As time went on, many policitians and educationalists felt that this system was not fair on the less academic children. For example they felt that local education authority funding was biased towards the grammar schools and so by the 1960's the then Labour Government decided to bring in a Comprehensive System of education. The idea was to abolish the three school system and introduce a more "comprehensive" system where all children were to be taught equally and would all attend the same type of secondary school. Children would no longer have to take the 11 Plus examination to see which secondary school they would go to. This meant that by the 1970's the number of Grammar Schools declined rapidly to be replaced by Comprehensives. The speed of this change varied from local authority to local authority as there was no set time limit for this process to happen. Some grammar schools elected to become private grammar schools, some changed to comprehensives and some remained as local authority grammar schools. The latter group are what we have in England today. In Scotland the system was somewhat different with Academy Schools being the main secondary school. In Wales all grammar schools were phased out by the end of the 1970's.

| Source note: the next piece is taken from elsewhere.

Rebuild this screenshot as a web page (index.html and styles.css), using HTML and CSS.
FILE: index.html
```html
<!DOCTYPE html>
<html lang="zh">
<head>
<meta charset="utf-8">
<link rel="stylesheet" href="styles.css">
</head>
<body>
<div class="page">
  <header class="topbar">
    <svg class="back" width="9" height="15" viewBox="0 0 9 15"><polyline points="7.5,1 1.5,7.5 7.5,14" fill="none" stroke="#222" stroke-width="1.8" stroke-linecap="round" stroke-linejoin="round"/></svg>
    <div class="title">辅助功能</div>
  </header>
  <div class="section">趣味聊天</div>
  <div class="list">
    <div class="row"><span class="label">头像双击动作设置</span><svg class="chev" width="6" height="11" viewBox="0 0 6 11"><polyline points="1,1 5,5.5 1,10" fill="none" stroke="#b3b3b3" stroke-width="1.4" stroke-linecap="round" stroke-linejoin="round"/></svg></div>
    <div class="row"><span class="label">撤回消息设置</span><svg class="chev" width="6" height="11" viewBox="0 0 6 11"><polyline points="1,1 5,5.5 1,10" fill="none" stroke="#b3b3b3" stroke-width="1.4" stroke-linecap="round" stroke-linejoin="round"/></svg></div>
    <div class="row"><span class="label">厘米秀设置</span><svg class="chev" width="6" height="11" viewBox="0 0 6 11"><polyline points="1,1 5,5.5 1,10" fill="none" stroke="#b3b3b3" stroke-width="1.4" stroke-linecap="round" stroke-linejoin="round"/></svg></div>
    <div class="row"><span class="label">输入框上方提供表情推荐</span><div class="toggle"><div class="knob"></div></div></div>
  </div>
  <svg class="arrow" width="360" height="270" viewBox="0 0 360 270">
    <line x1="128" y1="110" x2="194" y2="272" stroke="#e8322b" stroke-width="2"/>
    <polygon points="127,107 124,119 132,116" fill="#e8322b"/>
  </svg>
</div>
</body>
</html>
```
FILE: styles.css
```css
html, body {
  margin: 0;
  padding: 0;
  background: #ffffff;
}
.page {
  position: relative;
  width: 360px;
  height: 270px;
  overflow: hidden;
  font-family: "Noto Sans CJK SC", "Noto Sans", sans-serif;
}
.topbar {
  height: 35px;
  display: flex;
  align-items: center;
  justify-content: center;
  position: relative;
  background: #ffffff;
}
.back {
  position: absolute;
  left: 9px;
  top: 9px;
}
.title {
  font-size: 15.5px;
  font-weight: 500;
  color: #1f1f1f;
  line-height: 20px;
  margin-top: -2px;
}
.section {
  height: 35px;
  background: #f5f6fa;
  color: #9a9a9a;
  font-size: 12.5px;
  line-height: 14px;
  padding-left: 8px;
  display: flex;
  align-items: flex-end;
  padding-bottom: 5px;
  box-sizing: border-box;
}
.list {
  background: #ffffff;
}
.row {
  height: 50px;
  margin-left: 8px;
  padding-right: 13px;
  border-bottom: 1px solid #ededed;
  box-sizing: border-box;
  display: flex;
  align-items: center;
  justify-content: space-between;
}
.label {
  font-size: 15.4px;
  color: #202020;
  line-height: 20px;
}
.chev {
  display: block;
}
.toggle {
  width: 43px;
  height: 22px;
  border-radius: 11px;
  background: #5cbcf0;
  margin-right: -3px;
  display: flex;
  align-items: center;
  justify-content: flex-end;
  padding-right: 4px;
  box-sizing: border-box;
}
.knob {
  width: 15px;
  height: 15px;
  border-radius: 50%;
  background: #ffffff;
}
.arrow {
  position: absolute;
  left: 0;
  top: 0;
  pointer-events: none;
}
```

I began my period of education by entering the infant class of Welholme Road primary school in 1939. My subsequent path was through the four forms of the boys department to encounter the workings of the Butler Act in 1945. From there my future was to be determined by how well I did in the 11Plus tests. I actually came out on the border between the Grammar and Technical strands and to decide what would really benefit me I was subject to an oral examination held in the education office chaired by Grimsby's director of education. All I can remember is walking up the grand staircase in the Eleanor Street HQ and being asked to tell the board how I would make my way home.

Based on my face to face oral abilities it was decided that I would benefit from being in the grammar school stream so in September 1945, kitted out with a school uniform of badged blazer and cap, with a new bike, I cycled to the three miles Highfield to start on, what the director of education had described as, the Golden Road.